I couldn’t help but be struck by a mix between a Fleet Foxes vibe, and a 60s analog sort of soft rock track. The thing that really stand out here are: 1. The beautiful melody and harmonizing. 2. The lyrics. Let’s dive into some of those:
“in my place do I push you away when you’re asking me. Anything where I can’t say. Oh I’ve backed my way into details, no fun. But oh it’s so easy for me to get in my own way but I love you please don’t go, my fragile heart has got your mark to last another lifetime in space! I can’t fall now it’s settled in its place.”
I absolutely love “I’ve backed my way into details, no fun.” This line, like many of the lines in the song, aren’t cut and dry. There’s a lot of ambiguity, and personalization to each of the lines, but it does a really good job of saying it with a confidence that makes it feel like Ghandi said it or something. It seems like everyone should be putting tattoos of these one liners on them, even if we don’t full understand the meaning.
I also am struck by how inspiring the repetition of the last line is: “anything is possible, everything unstoppable”
Bio: “This is the second track from a recent tape called Pastoral Memories 1, released July 7th 2018. Each song is paired with a visual art piece that all combine to form a greater work also called Pastoral Memories 1.”
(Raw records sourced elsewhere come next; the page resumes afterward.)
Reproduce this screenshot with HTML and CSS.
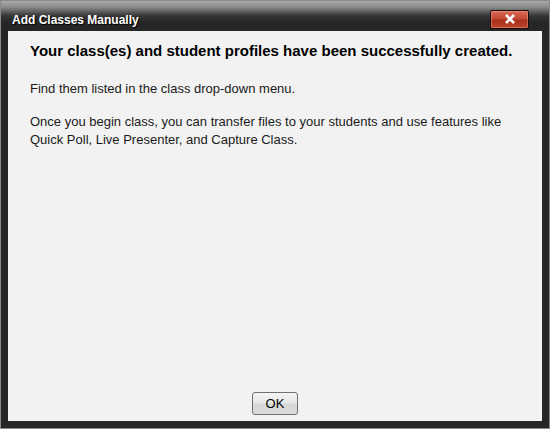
FILE: index.html
```html
<!DOCTYPE html>
<html>
<head>
<meta charset="utf-8">
<link rel="stylesheet" href="styles.css">
</head>
<body>
<div class="window">
  <div class="titlebar">
    <span class="title">Add Classes Manually</span>
    <button class="close" aria-label="Close">
      <svg width="12" height="10" viewBox="0 0 12 10"><path d="M2 1 L10 9 M10 1 L2 9" stroke="#fff" stroke-width="2.6" stroke-linecap="butt"/></svg>
    </button>
  </div>
  <div class="content">
    <h1 class="heading">Your class(es) and student profiles have been successfully created.</h1>
    <p class="text">Find them listed in the class drop-down menu.</p>
    <p class="text">Once you begin class, you can transfer files to your students and use features like Quick Poll, Live Presenter, and Capture Class.</p>
    <div class="spacer"></div>
    <div class="actions"><button class="ok">OK</button></div>
  </div>
</div>
</body>
</html>
```

FILE: styles.css
```css
html, body { margin: 0; padding: 0; }
body { width: 550px; height: 429px; overflow: hidden; font-family: "Liberation Sans", Arial, sans-serif; }
.window {
  box-sizing: border-box;
  width: 550px; height: 429px;
  border: 1px solid #8a8a8a;
  background: #262626;
  display: flex; flex-direction: column;
  padding: 0 7px 7px 7px;
}
.titlebar {
  height: 30px;
  margin: 0 -7px;
  padding: 0 20px 0 11px;
  display: flex; align-items: center; justify-content: space-between;
  background: linear-gradient(to bottom, #a9a9a9 0px, #8c8c8c 6px, #5a5a5a 11px, #353535 15px, #262626 22px, #262626 30px);
}
.title {
  color: #fff; font-weight: bold; font-size: 12px;
  text-shadow: 1px 1px 1px #000;
  margin-top: 8px;
}
.close {
  width: 39px; height: 19px; margin-top: 6px;
  border: 1px solid #1a0a08; border-radius: 2px;
  background: linear-gradient(to bottom, #d86a56 0%, #c24a34 45%, #a8301c 55%, #c0432c 100%);
  box-shadow: inset 0 0 0 1px rgba(255,200,180,0.35);
  padding: 0; display: flex; align-items: center; justify-content: center;
}
.content {
  flex: 1;
  background: #f2f2f2;
  display: flex; flex-direction: column;
  padding: 10px 22px 6px 22px;
}
.heading {
  margin: 0; font-size: 15px; font-weight: bold; color: #000; line-height: 20px;
}
.text {
  margin: 19px 0 0 0; font-size: 13px; color: #1a1a1a; line-height: 18px;
}
.text + .text { margin-top: 15px; }
.spacer { flex: 1; }
.actions { display: flex; justify-content: center; }
.ok {
  width: 46px; height: 23px;
  border: 1px solid #707070; border-radius: 3px;
  background: linear-gradient(to bottom, #f4f4f4 0%, #e8e8e8 45%, #d6d6d6 55%, #dddddd 100%);
  font-family: "Liberation Sans", Arial, sans-serif; font-size: 13px; color: #000;
  padding: 0;
}
```
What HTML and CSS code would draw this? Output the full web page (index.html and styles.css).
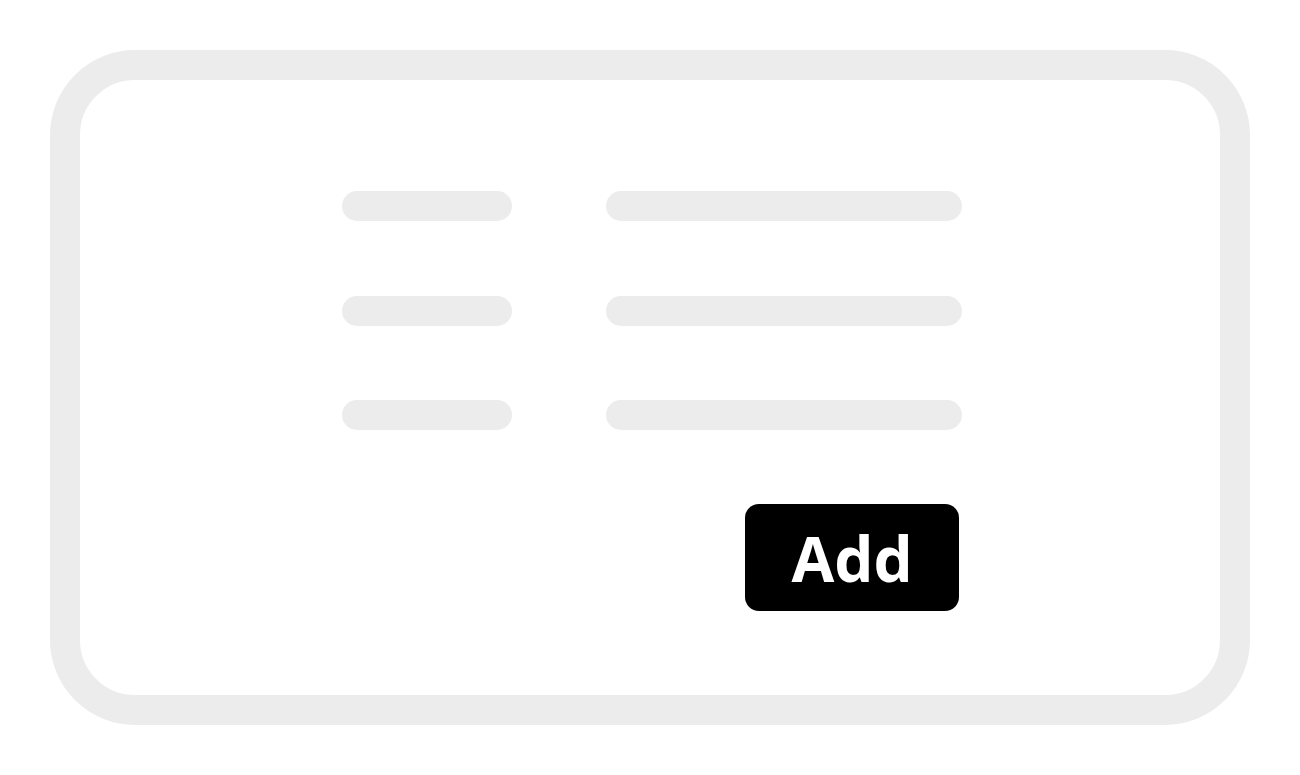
FILE: index.html
```html
<!DOCTYPE html>
<html>
<head>
<meta charset="utf-8">
<link rel="stylesheet" href="styles.css">
</head>
<body>
<div class="card">
  <div class="form">
    <div class="bar label"></div><div class="bar field"></div>
    <div class="bar label"></div><div class="bar field"></div>
    <div class="bar label"></div><div class="bar field"></div>
  </div>
  <div class="actions">
    <button class="add">Add</button>
  </div>
</div>
</body>
</html>
```

FILE: styles.css
```css
html, body {
  margin: 0;
  padding: 0;
  background: #ffffff;
}
.card {
  box-sizing: border-box;
  margin: 50px 0 0 50px;
  width: 1200px;
  height: 675px;
  border: 30px solid #ececec;
  border-radius: 85px;
  padding: 111px 0 0 262px;
}
.form {
  display: grid;
  grid-template-columns: 170px 356px;
  column-gap: 94px;
  row-gap: 74.5px;
  width: 620px;
}
.bar {
  height: 30px;
  border-radius: 15px;
  background: #ececec;
}
.actions {
  width: 617px;
  display: flex;
  justify-content: flex-end;
  margin-top: 74px;
}
.add {
  width: 214px;
  height: 107px;
  border: 0;
  border-radius: 14px;
  background: #000000;
  color: #ffffff;
  font-family: "Open Sans", "Noto Sans", sans-serif;
  font-weight: 700;
  font-size: 62px;
  line-height: 1;
  padding: 0;
  display: flex;
  align-items: center;
  justify-content: center;
}
```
Everyone knows that we are lyrics first guys here at B-Side Guys, but sometimes there’s just something that pulls you in solely based on the instrumental track. With Beachdust’s, “Cleft,” that thing is the funky guitar riffs. Don’t get me wrong, the lyrics are nice, but man, the guitars throughout this song keep every part of your body bouncing. The lyrics are nothing to brush off either. Beachdust makes it a point to tell you as much of a story as possible with as few words as possible, and that’s something that as a poet, I really got into. It’s definitely something I can appreciate as well.
I can’t tell
Heaven from hell
It seems these days
It all feels the same
They’ll never know
That pain I hold
Things I’ll never say
The past I hide away
I kind of referenced it with an earlier song, but this is the sort of music we need in these turbulent times. It doesn’t try to ignore how confusing and absurd the present is, but we all have to keep living, and figuring it out.